▸ **Exercise**
Pictures appear in the records below; write out everything else exactly.
>> Start Data extract
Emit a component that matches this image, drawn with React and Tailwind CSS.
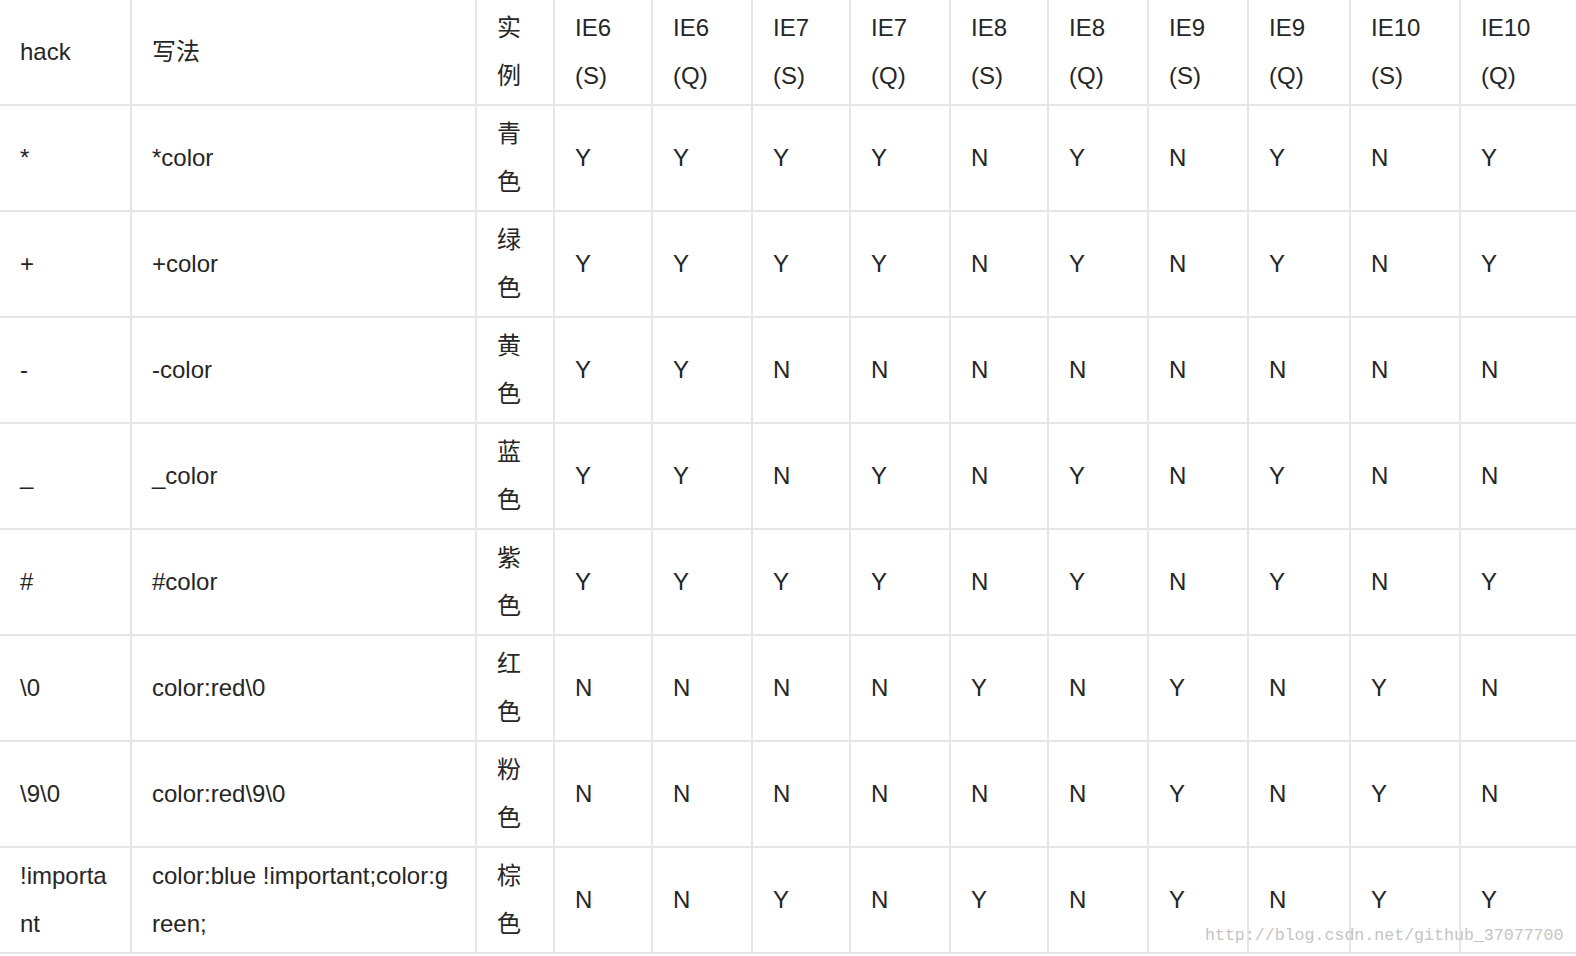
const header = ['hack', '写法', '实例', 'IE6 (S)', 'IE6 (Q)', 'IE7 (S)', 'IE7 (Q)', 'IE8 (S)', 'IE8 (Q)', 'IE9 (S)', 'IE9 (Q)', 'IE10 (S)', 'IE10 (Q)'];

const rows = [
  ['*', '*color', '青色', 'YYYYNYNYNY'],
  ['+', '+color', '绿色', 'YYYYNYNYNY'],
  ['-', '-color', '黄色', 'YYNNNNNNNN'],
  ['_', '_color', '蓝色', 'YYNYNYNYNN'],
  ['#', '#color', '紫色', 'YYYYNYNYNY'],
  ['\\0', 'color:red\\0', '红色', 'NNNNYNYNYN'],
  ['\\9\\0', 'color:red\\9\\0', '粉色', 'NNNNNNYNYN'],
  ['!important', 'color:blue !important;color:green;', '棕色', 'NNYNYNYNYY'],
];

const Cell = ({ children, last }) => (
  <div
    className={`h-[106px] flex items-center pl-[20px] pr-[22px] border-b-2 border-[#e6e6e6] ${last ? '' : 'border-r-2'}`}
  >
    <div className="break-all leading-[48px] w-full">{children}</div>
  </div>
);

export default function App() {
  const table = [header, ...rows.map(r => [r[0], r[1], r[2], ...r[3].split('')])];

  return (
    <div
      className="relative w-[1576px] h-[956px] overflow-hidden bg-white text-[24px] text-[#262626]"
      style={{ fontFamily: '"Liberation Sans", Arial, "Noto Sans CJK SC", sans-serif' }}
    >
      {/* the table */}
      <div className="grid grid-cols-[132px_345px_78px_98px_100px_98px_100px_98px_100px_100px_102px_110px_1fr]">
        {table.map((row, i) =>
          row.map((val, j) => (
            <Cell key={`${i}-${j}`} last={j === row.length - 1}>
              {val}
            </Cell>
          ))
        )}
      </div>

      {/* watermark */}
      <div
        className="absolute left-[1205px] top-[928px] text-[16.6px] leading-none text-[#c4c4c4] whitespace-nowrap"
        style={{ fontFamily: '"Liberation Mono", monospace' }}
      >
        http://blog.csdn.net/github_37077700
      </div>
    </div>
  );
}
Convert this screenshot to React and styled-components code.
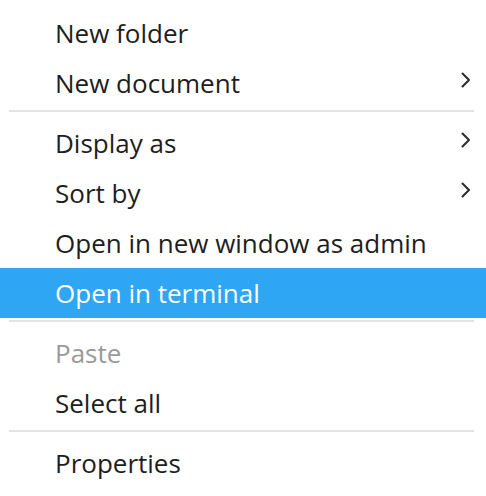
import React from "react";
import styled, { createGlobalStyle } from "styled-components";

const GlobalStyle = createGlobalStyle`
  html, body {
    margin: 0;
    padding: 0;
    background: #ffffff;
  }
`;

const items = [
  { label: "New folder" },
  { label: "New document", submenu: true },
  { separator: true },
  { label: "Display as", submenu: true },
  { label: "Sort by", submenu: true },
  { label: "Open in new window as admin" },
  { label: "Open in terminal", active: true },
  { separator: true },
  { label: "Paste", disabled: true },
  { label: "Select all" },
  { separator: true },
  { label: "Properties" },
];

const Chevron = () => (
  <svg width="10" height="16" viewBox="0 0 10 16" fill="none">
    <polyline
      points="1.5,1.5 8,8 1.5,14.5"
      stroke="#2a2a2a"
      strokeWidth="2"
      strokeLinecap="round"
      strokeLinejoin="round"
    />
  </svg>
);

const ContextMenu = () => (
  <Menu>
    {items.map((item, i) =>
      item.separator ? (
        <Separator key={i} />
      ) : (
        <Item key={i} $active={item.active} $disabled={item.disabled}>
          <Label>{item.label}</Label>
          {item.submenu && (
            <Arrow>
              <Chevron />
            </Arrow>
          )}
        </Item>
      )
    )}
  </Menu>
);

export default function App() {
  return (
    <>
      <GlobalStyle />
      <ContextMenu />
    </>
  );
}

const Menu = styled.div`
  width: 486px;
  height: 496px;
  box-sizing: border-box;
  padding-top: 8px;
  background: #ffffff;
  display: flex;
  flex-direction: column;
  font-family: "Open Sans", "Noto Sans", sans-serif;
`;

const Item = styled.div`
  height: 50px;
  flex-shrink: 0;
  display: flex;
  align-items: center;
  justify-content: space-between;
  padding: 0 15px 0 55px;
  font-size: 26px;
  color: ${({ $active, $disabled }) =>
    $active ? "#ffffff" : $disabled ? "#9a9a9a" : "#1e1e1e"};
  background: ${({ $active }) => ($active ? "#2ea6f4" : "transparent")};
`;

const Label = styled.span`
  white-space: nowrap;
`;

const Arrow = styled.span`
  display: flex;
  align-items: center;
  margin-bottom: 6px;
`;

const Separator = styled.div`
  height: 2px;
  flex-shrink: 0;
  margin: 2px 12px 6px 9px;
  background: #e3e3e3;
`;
>> End Data extract
▸ **Full output**
Emit a component that matches this image, drawn with React and Tailwind CSS.
const header = ['hack', '写法', '实例', 'IE6 (S)', 'IE6 (Q)', 'IE7 (S)', 'IE7 (Q)', 'IE8 (S)', 'IE8 (Q)', 'IE9 (S)', 'IE9 (Q)', 'IE10 (S)', 'IE10 (Q)'];

const rows = [
  ['*', '*color', '青色', 'YYYYNYNYNY'],
  ['+', '+color', '绿色', 'YYYYNYNYNY'],
  ['-', '-color', '黄色', 'YYNNNNNNNN'],
  ['_', '_color', '蓝色', 'YYNYNYNYNN'],
  ['#', '#color', '紫色', 'YYYYNYNYNY'],
  ['\\0', 'color:red\\0', '红色', 'NNNNYNYNYN'],
  ['\\9\\0', 'color:red\\9\\0', '粉色', 'NNNNNNYNYN'],
  ['!important', 'color:blue !important;color:green;', '棕色', 'NNYNYNYNYY'],
];

const Cell = ({ children, last }) => (
  <div
    className={`h-[106px] flex items-center pl-[20px] pr-[22px] border-b-2 border-[#e6e6e6] ${last ? '' : 'border-r-2'}`}
  >
    <div className="break-all leading-[48px] w-full">{children}</div>
  </div>
);

export default function App() {
  const table = [header, ...rows.map(r => [r[0], r[1], r[2], ...r[3].split('')])];

  return (
    <div
      className="relative w-[1576px] h-[956px] overflow-hidden bg-white text-[24px] text-[#262626]"
      style={{ fontFamily: '"Liberation Sans", Arial, "Noto Sans CJK SC", sans-serif' }}
    >
      {/* the table */}
      <div className="grid grid-cols-[132px_345px_78px_98px_100px_98px_100px_98px_100px_100px_102px_110px_1fr]">
        {table.map((row, i) =>
          row.map((val, j) => (
            <Cell key={`${i}-${j}`} last={j === row.length - 1}>
              {val}
            </Cell>
          ))
        )}
      </div>

      {/* watermark */}
      <div
        className="absolute left-[1205px] top-[928px] text-[16.6px] leading-none text-[#c4c4c4] whitespace-nowrap"
        style={{ fontFamily: '"Liberation Mono", monospace' }}
      >
        http://blog.csdn.net/github_37077700
      </div>
    </div>
  );
}
Convert this screenshot to React and styled-components code.
import React from "react";
import styled, { createGlobalStyle } from "styled-components";

const GlobalStyle = createGlobalStyle`
  html, body {
    margin: 0;
    padding: 0;
    background: #ffffff;
  }
`;

const items = [
  { label: "New folder" },
  { label: "New document", submenu: true },
  { separator: true },
  { label: "Display as", submenu: true },
  { label: "Sort by", submenu: true },
  { label: "Open in new window as admin" },
  { label: "Open in terminal", active: true },
  { separator: true },
  { label: "Paste", disabled: true },
  { label: "Select all" },
  { separator: true },
  { label: "Properties" },
];

const Chevron = () => (
  <svg width="10" height="16" viewBox="0 0 10 16" fill="none">
    <polyline
      points="1.5,1.5 8,8 1.5,14.5"
      stroke="#2a2a2a"
      strokeWidth="2"
      strokeLinecap="round"
      strokeLinejoin="round"
    />
  </svg>
);

const ContextMenu = () => (
  <Menu>
    {items.map((item, i) =>
      item.separator ? (
        <Separator key={i} />
      ) : (
        <Item key={i} $active={item.active} $disabled={item.disabled}>
          <Label>{item.label}</Label>
          {item.submenu && (
            <Arrow>
              <Chevron />
            </Arrow>
          )}
        </Item>
      )
    )}
  </Menu>
);

export default function App() {
  return (
    <>
      <GlobalStyle />
      <ContextMenu />
    </>
  );
}

const Menu = styled.div`
  width: 486px;
  height: 496px;
  box-sizing: border-box;
  padding-top: 8px;
  background: #ffffff;
  display: flex;
  flex-direction: column;
  font-family: "Open Sans", "Noto Sans", sans-serif;
`;

const Item = styled.div`
  height: 50px;
  flex-shrink: 0;
  display: flex;
  align-items: center;
  justify-content: space-between;
  padding: 0 15px 0 55px;
  font-size: 26px;
  color: ${({ $active, $disabled }) =>
    $active ? "#ffffff" : $disabled ? "#9a9a9a" : "#1e1e1e"};
  background: ${({ $active }) => ($active ? "#2ea6f4" : "transparent")};
`;

const Label = styled.span`
  white-space: nowrap;
`;

const Arrow = styled.span`
  display: flex;
  align-items: center;
  margin-bottom: 6px;
`;

const Separator = styled.div`
  height: 2px;
  flex-shrink: 0;
  margin: 2px 12px 6px 9px;
  background: #e3e3e3;
`;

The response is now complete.